## start MATERIAL PROVIDED

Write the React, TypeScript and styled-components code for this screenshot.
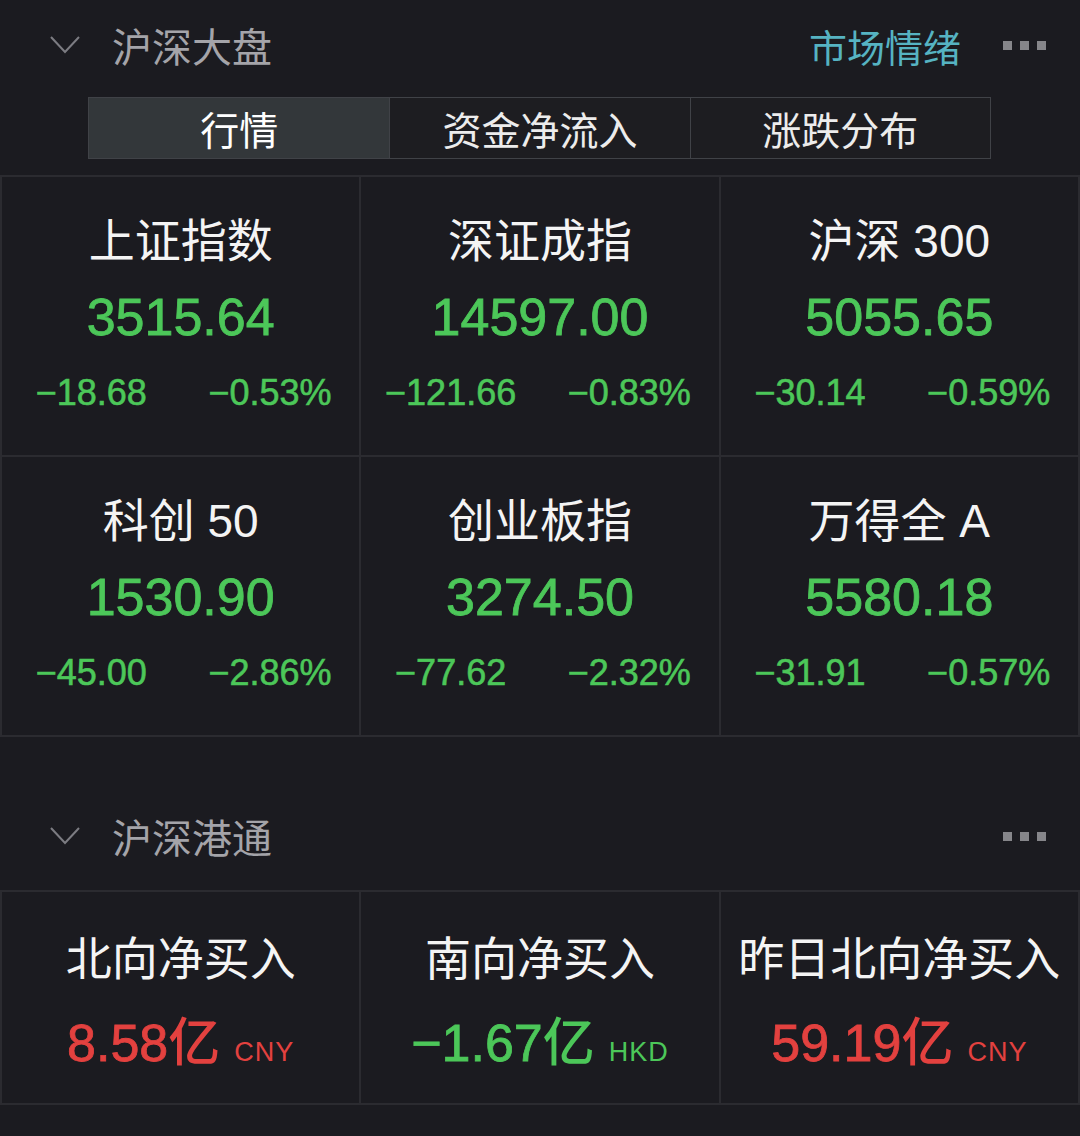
import styled, { createGlobalStyle } from 'styled-components';

const GlobalStyle = createGlobalStyle`
  html, body {
    margin: 0;
    padding: 0;
    background: #1b1b20;
  }
  body {
    font-family: "Liberation Sans", "Noto Sans CJK SC", sans-serif;
    color: #f2f2f2;
  }
`;

const Page = styled.div`
  width: 1080px;
  display: flex;
  flex-direction: column;
`;

const SectionHeader = styled.div<{ $top?: number }>`
  height: 90px;
  margin-top: ${(p) => p.$top || 0}px;
  display: flex;
  align-items: center;
  padding-left: 50px;
`;

const Chevron = styled.svg`
  width: 30px;
  height: 20px;
  flex-shrink: 0;
`;

const SectionTitle = styled.div`
  margin-left: 32px;
  font-size: 40px;
  color: #a4a4a9;
  font-family: "Noto Sans CJK SC", sans-serif;
`;

const HeaderRight = styled.div`
  margin-left: auto;
  display: flex;
  align-items: center;
  padding-right: 34px;
`;

const MoodLink = styled.div`
  font-size: 38px;
  color: #56b3c2;
  font-family: "Noto Sans CJK SC", sans-serif;
  margin-right: 42px;
`;

const Dots = styled.div`
  display: flex;
  gap: 8px;
`;

const Dot = styled.span`
  width: 9px;
  height: 9px;
  background: #86868a;
  display: block;
`;

const Tabs = styled.div`
  margin: 7px 0 0 88px;
  width: 903px;
  height: 62px;
  display: grid;
  grid-template-columns: repeat(3, 1fr);
  border: 1px solid #404247;
  box-sizing: border-box;
  background: #1d1d21;
`;

const Tab = styled.div<{ $active?: boolean }>`
  display: flex;
  align-items: center;
  justify-content: center;
  font-size: 39px;
  font-family: "Noto Sans CJK SC", sans-serif;
  color: ${(p) => (p.$active ? '#ffffff' : '#ececec')};
  background: ${(p) => (p.$active ? '#33373a' : 'transparent')};
  & + & {
    border-left: 1px solid #404247;
  }
`;

const Grid = styled.div<{ $top: number }>`
  margin-top: ${(p) => p.$top}px;
  display: grid;
  grid-template-columns: repeat(3, 1fr);
  gap: 2px;
  padding: 2px;
  background: #2b2b30;
`;

const Cell = styled.div<{ $h: number; $shift?: number }>`
  height: ${(p) => p.$h}px;
  box-sizing: border-box;
  padding-top: ${(p) => p.$shift || 0}px;
  background: #1b1b20;
  display: flex;
  flex-direction: column;
  justify-content: center;
  align-items: center;
`;

const Name = styled.div<{ $lh: number }>`
  font-size: 46px;
  line-height: ${(p) => p.$lh}px;
  color: #f4f4f4;
  white-space: nowrap;
`;

const Value = styled.div<{ $color: string; $lh: number }>`
  font-size: 52px;
  line-height: ${(p) => p.$lh}px;
  color: ${(p) => p.$color};
  -webkit-text-stroke: 0.8px ${(p) => p.$color};
  white-space: nowrap;
  display: flex;
  align-items: baseline;
`;

const Unit = styled.span`
  font-family: "Noto Sans CJK SC", sans-serif;
  -webkit-text-stroke: 0;
  font-weight: 500;
`;

const Currency = styled.span`
  font-size: 27px;
  margin-left: 14px;
  letter-spacing: 1px;
  -webkit-text-stroke: 0;
`;

const ChangeRow = styled.div`
  width: 100%;
  display: grid;
  grid-template-columns: 1fr 1fr;
  font-size: 36px;
  line-height: 76px;
  color: #4cc759;
  -webkit-text-stroke: 0.6px #4cc759;
  text-align: center;
`;

const GREEN = '#4cc759';
const RED = '#e3413f';

const indices = [
  { name: '上证指数', value: '3515.64', chg: '−18.68', pct: '−0.53%' },
  { name: '深证成指', value: '14597.00', chg: '−121.66', pct: '−0.83%' },
  { name: '沪深 300', value: '5055.65', chg: '−30.14', pct: '−0.59%' },
  { name: '科创 50', value: '1530.90', chg: '−45.00', pct: '−2.86%' },
  { name: '创业板指', value: '3274.50', chg: '−77.62', pct: '−2.32%' },
  { name: '万得全 A', value: '5580.18', chg: '−31.91', pct: '−0.57%' },
];

const flows = [
  { name: '北向净买入', value: '8.58', cur: 'CNY', color: RED },
  { name: '南向净买入', value: '−1.67', cur: 'HKD', color: GREEN },
  { name: '昨日北向净买入', value: '59.19', cur: 'CNY', color: RED },
];

function Header({ title, top, mood }: { title: string; top?: number; mood?: boolean }) {
  return (
    <SectionHeader $top={top}>
      <Chevron viewBox="0 0 30 20">
        <polyline points="1,2 15,17 29,2" fill="none" stroke="#7c7c82" strokeWidth="2" />
      </Chevron>
      <SectionTitle>{title}</SectionTitle>
      <HeaderRight>
        {mood && <MoodLink>市场情绪</MoodLink>}
        <Dots>
          <Dot />
          <Dot />
          <Dot />
        </Dots>
      </HeaderRight>
    </SectionHeader>
  );
}

export default function App() {
  return (
    <>
      <GlobalStyle />
      <Page>
        <Header title="沪深大盘" mood />
        <Tabs>
          <Tab $active>行情</Tab>
          <Tab>资金净流入</Tab>
          <Tab>涨跌分布</Tab>
        </Tabs>
        <Grid $top={16}>
          {indices.map((it) => (
            <Cell key={it.name} $h={278} $shift={2}>
              <Name $lh={76}>{it.name}</Name>
              <Value $color={GREEN} $lh={76}>{it.value}</Value>
              <ChangeRow>
                <span>{it.chg}</span>
                <span>{it.pct}</span>
              </ChangeRow>
            </Cell>
          ))}
        </Grid>
        <Header title="沪深港通" top={54} />
        <Grid $top={9}>
          {flows.map((f) => (
            <Cell key={f.name} $h={211} $shift={16}>
              <Name $lh={80}>{f.name}</Name>
              <Value $color={f.color} $lh={80}>
                {f.value}
                <Unit>亿</Unit>
                <Currency>{f.cur}</Currency>
              </Value>
            </Cell>
          ))}
        </Grid>
      </Page>
    </>
  );
}
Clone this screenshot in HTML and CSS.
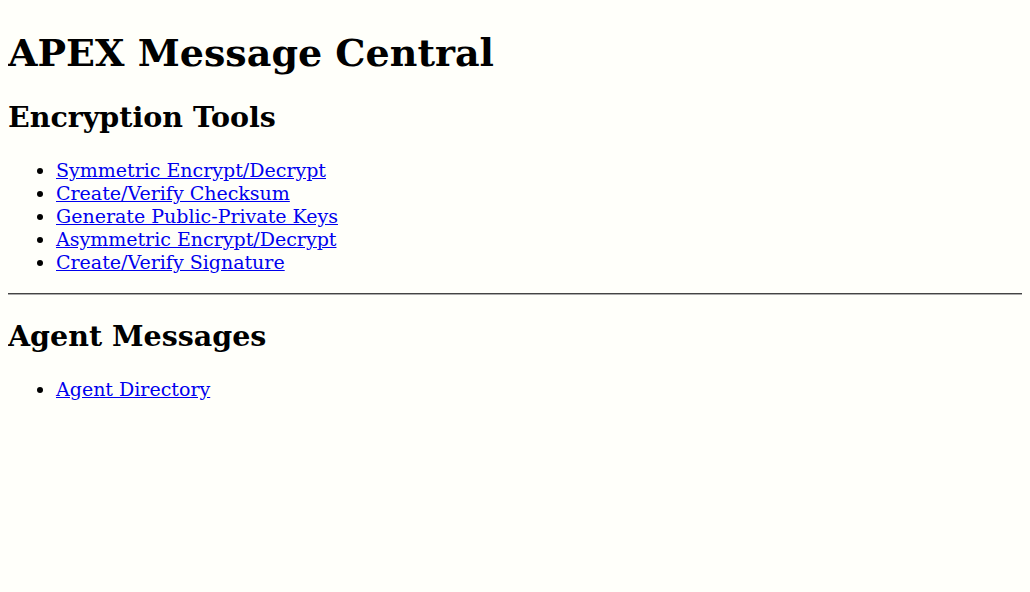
FILE: index.html
```html
<!DOCTYPE html>
<html>
<head>
<meta charset="utf-8">
<title>APEX Message Central</title>
<link rel="stylesheet" href="styles.css">
</head>
<body class="page">
<h1 class="title">APEX Message Central</h1>
<h2 class="section">Encryption Tools</h2>
<ul class="links links-first">
<li><a href="#">Symmetric Encrypt/Decrypt</a></li>
<li><a href="#">Create/Verify Checksum</a></li>
<li><a href="#">Generate Public-Private Keys</a></li>
<li><a href="#">Asymmetric Encrypt/Decrypt</a></li>
<li><a href="#">Create/Verify Signature</a></li>
</ul>
<hr class="rule">
<h2 class="section">Agent Messages</h2>
<ul class="links links-last">
<li><a href="#">Agent Directory</a></li>
</ul>
</body>
</html>
```
FILE: styles.css
```css
html { background: #fffffa; overflow: hidden; }
.page {
  font-family: "DejaVu Serif", serif;
  font-size: 19px;
  color: #000;
}
.title { margin-top: 22px; }
.links { padding-left: 48px; }
.links li { line-height: 23px; }
.links a { color: #0000ee; }
.links-first { margin-top: 24.6px; }
.links-last { margin-top: 25.6px; }
.rule {
  box-sizing: border-box;
  width: calc(100% + 30px);
  margin: 11px 0 9.5px 0;
  border: none;
  border-top: 1px solid #444;
  border-bottom: 1px solid #aaa;
  height: 2px;
}
```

## end MATERIAL PROVIDED

THE EXERCISE: Quote every line word for word and keep the images out of the copy.

WRITTEN REPLY:
Write the React, TypeScript and styled-components code for this screenshot.
import styled, { createGlobalStyle } from 'styled-components';

const GlobalStyle = createGlobalStyle`
  html, body {
    margin: 0;
    padding: 0;
    background: #1b1b20;
  }
  body {
    font-family: "Liberation Sans", "Noto Sans CJK SC", sans-serif;
    color: #f2f2f2;
  }
`;

const Page = styled.div`
  width: 1080px;
  display: flex;
  flex-direction: column;
`;

const SectionHeader = styled.div<{ $top?: number }>`
  height: 90px;
  margin-top: ${(p) => p.$top || 0}px;
  display: flex;
  align-items: center;
  padding-left: 50px;
`;

const Chevron = styled.svg`
  width: 30px;
  height: 20px;
  flex-shrink: 0;
`;

const SectionTitle = styled.div`
  margin-left: 32px;
  font-size: 40px;
  color: #a4a4a9;
  font-family: "Noto Sans CJK SC", sans-serif;
`;

const HeaderRight = styled.div`
  margin-left: auto;
  display: flex;
  align-items: center;
  padding-right: 34px;
`;

const MoodLink = styled.div`
  font-size: 38px;
  color: #56b3c2;
  font-family: "Noto Sans CJK SC", sans-serif;
  margin-right: 42px;
`;

const Dots = styled.div`
  display: flex;
  gap: 8px;
`;

const Dot = styled.span`
  width: 9px;
  height: 9px;
  background: #86868a;
  display: block;
`;

const Tabs = styled.div`
  margin: 7px 0 0 88px;
  width: 903px;
  height: 62px;
  display: grid;
  grid-template-columns: repeat(3, 1fr);
  border: 1px solid #404247;
  box-sizing: border-box;
  background: #1d1d21;
`;

const Tab = styled.div<{ $active?: boolean }>`
  display: flex;
  align-items: center;
  justify-content: center;
  font-size: 39px;
  font-family: "Noto Sans CJK SC", sans-serif;
  color: ${(p) => (p.$active ? '#ffffff' : '#ececec')};
  background: ${(p) => (p.$active ? '#33373a' : 'transparent')};
  & + & {
    border-left: 1px solid #404247;
  }
`;

const Grid = styled.div<{ $top: number }>`
  margin-top: ${(p) => p.$top}px;
  display: grid;
  grid-template-columns: repeat(3, 1fr);
  gap: 2px;
  padding: 2px;
  background: #2b2b30;
`;

const Cell = styled.div<{ $h: number; $shift?: number }>`
  height: ${(p) => p.$h}px;
  box-sizing: border-box;
  padding-top: ${(p) => p.$shift || 0}px;
  background: #1b1b20;
  display: flex;
  flex-direction: column;
  justify-content: center;
  align-items: center;
`;

const Name = styled.div<{ $lh: number }>`
  font-size: 46px;
  line-height: ${(p) => p.$lh}px;
  color: #f4f4f4;
  white-space: nowrap;
`;

const Value = styled.div<{ $color: string; $lh: number }>`
  font-size: 52px;
  line-height: ${(p) => p.$lh}px;
  color: ${(p) => p.$color};
  -webkit-text-stroke: 0.8px ${(p) => p.$color};
  white-space: nowrap;
  display: flex;
  align-items: baseline;
`;

const Unit = styled.span`
  font-family: "Noto Sans CJK SC", sans-serif;
  -webkit-text-stroke: 0;
  font-weight: 500;
`;

const Currency = styled.span`
  font-size: 27px;
  margin-left: 14px;
  letter-spacing: 1px;
  -webkit-text-stroke: 0;
`;

const ChangeRow = styled.div`
  width: 100%;
  display: grid;
  grid-template-columns: 1fr 1fr;
  font-size: 36px;
  line-height: 76px;
  color: #4cc759;
  -webkit-text-stroke: 0.6px #4cc759;
  text-align: center;
`;

const GREEN = '#4cc759';
const RED = '#e3413f';

const indices = [
  { name: '上证指数', value: '3515.64', chg: '−18.68', pct: '−0.53%' },
  { name: '深证成指', value: '14597.00', chg: '−121.66', pct: '−0.83%' },
  { name: '沪深 300', value: '5055.65', chg: '−30.14', pct: '−0.59%' },
  { name: '科创 50', value: '1530.90', chg: '−45.00', pct: '−2.86%' },
  { name: '创业板指', value: '3274.50', chg: '−77.62', pct: '−2.32%' },
  { name: '万得全 A', value: '5580.18', chg: '−31.91', pct: '−0.57%' },
];

const flows = [
  { name: '北向净买入', value: '8.58', cur: 'CNY', color: RED },
  { name: '南向净买入', value: '−1.67', cur: 'HKD', color: GREEN },
  { name: '昨日北向净买入', value: '59.19', cur: 'CNY', color: RED },
];

function Header({ title, top, mood }: { title: string; top?: number; mood?: boolean }) {
  return (
    <SectionHeader $top={top}>
      <Chevron viewBox="0 0 30 20">
        <polyline points="1,2 15,17 29,2" fill="none" stroke="#7c7c82" strokeWidth="2" />
      </Chevron>
      <SectionTitle>{title}</SectionTitle>
      <HeaderRight>
        {mood && <MoodLink>市场情绪</MoodLink>}
        <Dots>
          <Dot />
          <Dot />
          <Dot />
        </Dots>
      </HeaderRight>
    </SectionHeader>
  );
}

export default function App() {
  return (
    <>
      <GlobalStyle />
      <Page>
        <Header title="沪深大盘" mood />
        <Tabs>
          <Tab $active>行情</Tab>
          <Tab>资金净流入</Tab>
          <Tab>涨跌分布</Tab>
        </Tabs>
        <Grid $top={16}>
          {indices.map((it) => (
            <Cell key={it.name} $h={278} $shift={2}>
              <Name $lh={76}>{it.name}</Name>
              <Value $color={GREEN} $lh={76}>{it.value}</Value>
              <ChangeRow>
                <span>{it.chg}</span>
                <span>{it.pct}</span>
              </ChangeRow>
            </Cell>
          ))}
        </Grid>
        <Header title="沪深港通" top={54} />
        <Grid $top={9}>
          {flows.map((f) => (
            <Cell key={f.name} $h={211} $shift={16}>
              <Name $lh={80}>{f.name}</Name>
              <Value $color={f.color} $lh={80}>
                {f.value}
                <Unit>亿</Unit>
                <Currency>{f.cur}</Currency>
              </Value>
            </Cell>
          ))}
        </Grid>
      </Page>
    </>
  );
}
Clone this screenshot in HTML and CSS.
FILE: index.html
```html
<!DOCTYPE html>
<html>
<head>
<meta charset="utf-8">
<title>APEX Message Central</title>
<link rel="stylesheet" href="styles.css">
</head>
<body class="page">
<h1 class="title">APEX Message Central</h1>
<h2 class="section">Encryption Tools</h2>
<ul class="links links-first">
<li><a href="#">Symmetric Encrypt/Decrypt</a></li>
<li><a href="#">Create/Verify Checksum</a></li>
<li><a href="#">Generate Public-Private Keys</a></li>
<li><a href="#">Asymmetric Encrypt/Decrypt</a></li>
<li><a href="#">Create/Verify Signature</a></li>
</ul>
<hr class="rule">
<h2 class="section">Agent Messages</h2>
<ul class="links links-last">
<li><a href="#">Agent Directory</a></li>
</ul>
</body>
</html>
```
FILE: styles.css
```css
html { background: #fffffa; overflow: hidden; }
.page {
  font-family: "DejaVu Serif", serif;
  font-size: 19px;
  color: #000;
}
.title { margin-top: 22px; }
.links { padding-left: 48px; }
.links li { line-height: 23px; }
.links a { color: #0000ee; }
.links-first { margin-top: 24.6px; }
.links-last { margin-top: 25.6px; }
.rule {
  box-sizing: border-box;
  width: calc(100% + 30px);
  margin: 11px 0 9.5px 0;
  border: none;
  border-top: 1px solid #444;
  border-bottom: 1px solid #aaa;
  height: 2px;
}
```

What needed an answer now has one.